Indian surgical oncologist

Prafulla B. Ragubhai Desai is an Indian surgical oncologist and a former chairman of the Research Advisory Committee on Oncology of the Indian Council of Medical Research. He is credited with the first bone marrow transplantation in India, which he performed with his team in 1983. He is a former director and superintendent at Tata Memorial Centre, Mumbai (1973–1995) and continues his association with the institution as their professor emeritus. He is one of the founders of the Rural Cancer Centre established by Tata Memorial Centre at Barshi, Mumbai and serves Breach Candy Hospital as a surgical oncologist and the Indo-Global Summit on Head and Neck Oncology (IGSHNO) as a member of their national faculty.
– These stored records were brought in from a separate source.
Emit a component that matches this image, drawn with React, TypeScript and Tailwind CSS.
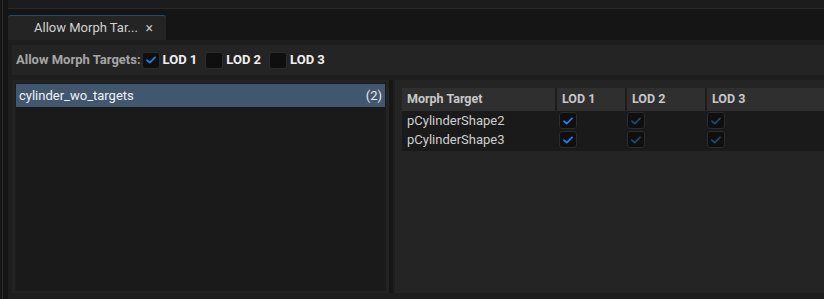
import React from 'react';

const font = { fontFamily: 'Roboto, "Noto Sans", sans-serif' };

// Small check glyph used by the checkboxes
function Check({ color }: { color: string }) {
  return (
    <svg width="10" height="8" viewBox="0 0 10 8">
      <path d="M1 4.2 L3.8 6.6 L9 1.4" fill="none" stroke={color} strokeWidth="1.8" strokeLinecap="round" strokeLinejoin="round" />
    </svg>
  );
}

function Box({ checked, dim }: { checked?: boolean; dim?: boolean }) {
  return (
    <div className="w-[18px] h-[17px] rounded-[3px] bg-[#0f0f0f] border border-[#2b2b2b] flex items-center justify-center shrink-0">
      {checked && <Check color={dim ? '#1c4a78' : '#1f7ee6'} />}
    </div>
  );
}

const lods = ['LOD 1', 'LOD 2', 'LOD 3'];
const targets = ['pCylinderShape2', 'pCylinderShape3'];

export default function App() {
  return (
    <div className="w-[824px] h-[299px] bg-[#151515] flex overflow-hidden" style={font}>
      {/* left frame edge */}
      <div className="w-[2px]" />
      <div className="w-[1px] bg-[#2c2c2c]" />
      <div className="w-[5px]" />

      <div className="flex-1 flex flex-col">
        <div className="h-[9px] bg-[#1c1c1c] border-b border-[#2a2a2a] shrink-0" />
        <div className="h-[6px] shrink-0" />

        {/* tab */}
        <div className="h-[25px] flex shrink-0">
          <div className="w-[158px] bg-[#242424] rounded-t-[3px] border-t border-[#244a70] flex items-center pl-[26px] pr-[13px] justify-between">
            <span className="text-[13px] text-[#d2d2d2]">Allow Morph Tar...</span>
            <span className="text-[14px] text-[#bdbdbd] leading-none">×</span>
          </div>
        </div>

        {/* tab body */}
        <div className="flex-1 bg-[#1e1e1e] flex flex-col pt-[5px] pl-[4px]">
          <div className="h-[30px] bg-[#242424] flex items-center pl-[4px] shrink-0">
            <span className="text-[13px] font-bold text-[#a6a6a6] mr-[1px]">Allow Morph Targets:</span>
            {lods.map((l, i) => (
              <div key={l} className="flex items-center mr-[8px]">
                <Box checked={i === 0} />
                <span className="text-[13px] font-bold text-[#f0f0f0] ml-[3px]">{l}</span>
              </div>
            ))}
          </div>

          <div className="flex-1 flex mt-[5px] mb-[6px]">
            {/* left list */}
            <div className="w-[377px] bg-[#232323] p-[3px] pb-[2px] flex">
              <div className="flex-1 bg-[#1a1a1a] border border-[#1c1c1c]">
                <div className="h-[23px] bg-[#415770] flex items-center justify-between px-[3px]">
                  <span className="text-[13px] text-[#f2f2f2]">cylinder_wo_targets</span>
                  <span className="text-[13px] text-[#e8e8e8]">(2)</span>
                </div>
              </div>
            </div>
            <div className="w-[4px] bg-[#161616]" />
            <div className="w-[2px] bg-[#1d1d1d]" />

            {/* right table */}
            <div className="flex-1 bg-[#242424] pt-[8px] pl-[7px]">
              <div className="bg-[#1a1a1a] pb-[2px]">
                <div className="h-[23px] bg-[#2f2f2f] flex text-[12.5px] font-bold text-[#c8c8c8]">
                  <div className="w-[155px] flex items-center pl-[5px] border-r-2 border-[#1c1c1c]">Morph Target</div>
                  <div className="w-[70px] flex items-center pl-[5px] border-r-2 border-[#1c1c1c]">LOD 1</div>
                  <div className="w-[80px] flex items-center pl-[5px] border-r-2 border-[#1c1c1c]">LOD 2</div>
                  <div className="flex-1 flex items-center pl-[5px]">LOD 3</div>
                </div>
                {targets.map((t) => (
                  <div key={t} className="h-[19px] flex items-center text-[13px] text-[#cfcfcf]">
                    <div className="w-[155px] pl-[5px]">{t}</div>
                    <div className="w-[70px] pl-[2px]"><Box checked /></div>
                    <div className="w-[80px]"><Box checked dim /></div>
                    <div className="flex-1"><Box checked dim /></div>
                  </div>
                ))}
              </div>
            </div>
          </div>
        </div>
      </div>
    </div>
  );
}
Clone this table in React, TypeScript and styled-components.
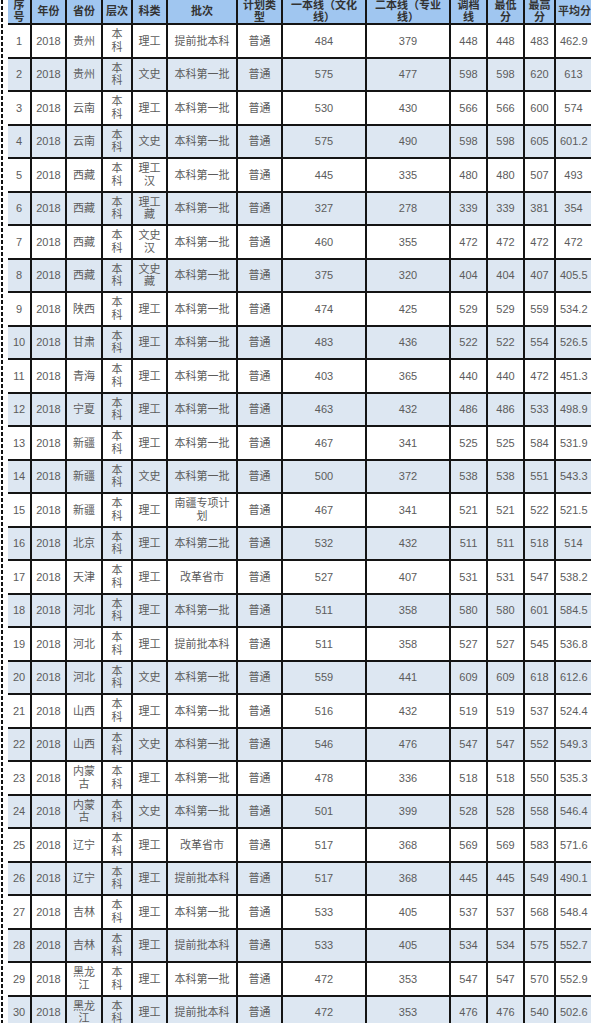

Roy is a recipient of the Wockhardt Medical Excellence Award (2003) of the Harvard Medical International, Dhanwanthari Award of the Dhanwanthari Foundation, and Lifetime Achievement Award (2016) of the International Congress on Cancer, the Mucio Athayde International Cancer Award (1998) of the International Union Against Cancer and the Karmayogi Puraskar of the Bombay Medical Aid Foundation. Married to Meena, a medical doctor, he is associated with Care India Medical Society, a charitable organization involved in community service related to oncology, and participates in social initiatives on cancer. The Government of India awarded him the third highest civilian honour of the Padma Bhushan, in 1981, for his contributions to medical science.